Había dado un paso adelante el Leganés y el Celta, seguro atrás y con su sala de máquinas trabajando a destajo, encontraba autopistas de cuatro carriles para acercarse a la portería de Cuéllar. Eran oleadas las que protagonizaba el Celta, con casi todos sus futbolistas llegando a posiciones claras de remate. Pero en ese momento crucial los de Unzué cerraban los ojos. Equivocaban el último pase, elegían un mal remate o, en ocasiones, se estrellaban contra el portero del equipo madrileño. Balaídos, que tiene olfato para esas cosas, comenzó a temerse lo peor pese a que el campo parecía una pronunciada cuesta abajo en dirección a la portería del Leganés. En el último cuarto de hora Unzué relevó a sus hombres de ataque (Sisto y Maxi dejaron su sitio a Guidetti y a Emre Mor) en busca de piernas frescas y sobre todo de lucidez en el área del Leganés. Y sucedió todo lo contrario. Aunque el turco volvió a apuntar detalles de pura fantasía, el equipo seguía fallando lo imposible.
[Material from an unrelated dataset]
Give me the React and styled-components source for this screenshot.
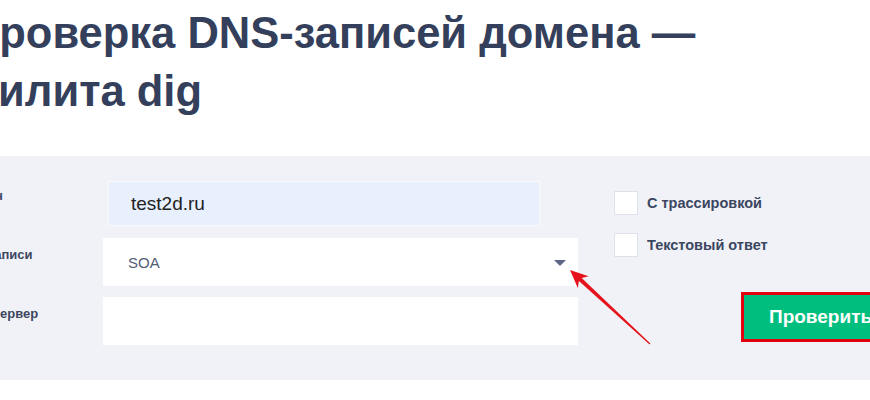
import React from 'react';
import styled, { createGlobalStyle } from 'styled-components';

const GlobalStyle = createGlobalStyle`
  html, body {
    margin: 0;
    padding: 0;
    background: #ffffff;
    overflow: hidden;
  }
  body {
    font-family: "Liberation Sans", Arial, sans-serif;
  }
`;

function App() {
  return (
    <>
      <GlobalStyle />
      <Page>
        <Title>
          <TitleLine $shift={-32}>Проверка DNS-записей домена —</TitleLine>
          <TitleLine $shift={-48}>утилита dig</TitleLine>
        </Title>

        <Panel>
          <Fields>
            <Label>Домен</Label>
            <Cell>
              <DomainInput defaultValue="test2d.ru" />
            </Cell>

            <Label>Тип записи</Label>
            <Cell>
              <Select>
                <span>SOA</span>
                <Caret />
              </Select>
            </Cell>

            <Label>DNS-сервер</Label>
            <Cell>
              <TextInput />
            </Cell>
          </Fields>

          <Options>
            <CheckRow>
              <Box />
              <CheckText>С трассировкой</CheckText>
            </CheckRow>
            <CheckRow>
              <Box />
              <CheckText>Текстовый ответ</CheckText>
            </CheckRow>
            <SubmitButton>Проверить</SubmitButton>
          </Options>
        </Panel>

        {/* red annotation arrow pointing at the select caret */}
        <Arrow viewBox="560 260 100 95" width="100" height="95">
          <polygon
            fill="#e5141c"
            points="570,270 588.6,276.3 581.7,278 650.4,343.6 649.6,344.4 578.9,281 577.8,288.1"
          />
        </Arrow>
      </Page>
    </>
  );
}

export default App;

const Page = styled.div`
  position: relative;
  width: 1000px;
`;

const Title = styled.h1`
  margin: 0;
  padding-top: 4px;
  font-size: 43.5px;
  line-height: 58px;
  font-weight: 700;
  color: #343f5c;
  white-space: nowrap;
`;

const TitleLine = styled.div`
  margin-left: ${p => p.$shift}px;
`;

const Panel = styled.div`
  margin-top: 36px;
  margin-left: -39px;
  background: #f1f2f7;
  display: flex;
  align-items: flex-start;
  padding: 23px 0 35px;
`;

const Fields = styled.div`
  display: grid;
  grid-template-columns: 142px 475px;
  row-gap: 11px;
`;

const Label = styled.div`
  padding-top: 9px;
  font-size: 13px;
  line-height: 16px;
  font-weight: 700;
  color: #3c4660;
`;

const Cell = styled.div`
  height: 48px;
`;

const DomainInput = styled.input`
  box-sizing: border-box;
  display: block;
  margin: 2px 0 0 5px;
  width: 432px;
  height: 45px;
  padding: 0 22px;
  border: 1px solid #f7f9fd;
  background: #e8f0fe;
  outline: none;
  font-family: "Liberation Sans", Arial, sans-serif;
  font-size: 19px;
  color: #222222;
`;

const Select = styled.div`
  box-sizing: border-box;
  height: 48px;
  background: #ffffff;
  display: flex;
  align-items: center;
  justify-content: space-between;
  padding: 0 12px 0 25px;
  font-size: 15px;
  color: #525c75;
`;

const Caret = styled.span`
  width: 0;
  height: 0;
  border-left: 6px solid transparent;
  border-right: 6px solid transparent;
  border-top: 6px solid #5c6985;
  margin-top: 2px;
`;

const TextInput = styled.input`
  box-sizing: border-box;
  display: block;
  width: 475px;
  height: 48px;
  border: none;
  background: #ffffff;
  outline: none;
`;

const Options = styled.div`
  margin-left: 36px;
  display: flex;
  flex-direction: column;
  padding-top: 12px;
`;

const CheckRow = styled.label`
  display: flex;
  align-items: center;
  gap: 9px;
  height: 24px;
  margin-bottom: 18px;
`;

const Box = styled.span`
  box-sizing: border-box;
  width: 24px;
  height: 24px;
  background: #ffffff;
  border: 1px solid #dde1ea;
`;

const CheckText = styled.span`
  font-size: 14.5px;
  font-weight: 700;
  color: #3b4661;
`;

const SubmitButton = styled.button`
  margin: 17px 0 0 127px;
  box-sizing: border-box;
  width: 170px;
  height: 50px;
  background: #00be7e;
  border: 3px solid #e3000f;
  color: #ffffff;
  font-family: "Liberation Sans", Arial, sans-serif;
  font-size: 19px;
  font-weight: 700;
  text-align: left;
  padding-left: 25px;
`;

const Arrow = styled.svg`
  position: absolute;
  left: 560px;
  top: 260px;
  overflow: visible;
`;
Había incluso un punto de irresponsabilidad en esas acciones, un gusto por recrearse en exceso en algunas jugadas que reclamaban una solución mucho más drástica. El colmo fue la jugada en la que Guidetti tenía un remate a puerta vacía tras una dejada de Wass y optó por recortar de forma innecesaria para acabar estrellando el balón contra Cuéllar. En ese momento el Celta era el animal que juega con el insecto que se piensa comer pero que prefiere dejarlo para más tarde.

Y aquello fomentó que el partido enloqueciese, que desapareciese el medio del campo, que el Celta se partiese por completo y que el Leganés se acercase con frecuencia a Rubén, al que hasta ese momento solo había probado en disparos lejanos. El histerismo habitual de esta clase de situaciones hizo el resto. Al Celta se le empezaron a pasar por la cabeza las ocasiones que, este mismo año, se le han ido partidos que tenía en la mano. Y dudó. Lo que no había hecho en todo el partido. En una de esas acciones Guerrero falló en el segundo palo un remate a puerta vacía para lograr el empate y en el descuento aún llegó otro balón que se paseó por el área pequeña suplicando por un rematador. Pitó el árbitro y sonó la música en ese templo del masoquismo en el que el Celta convierte a veces Balaídos.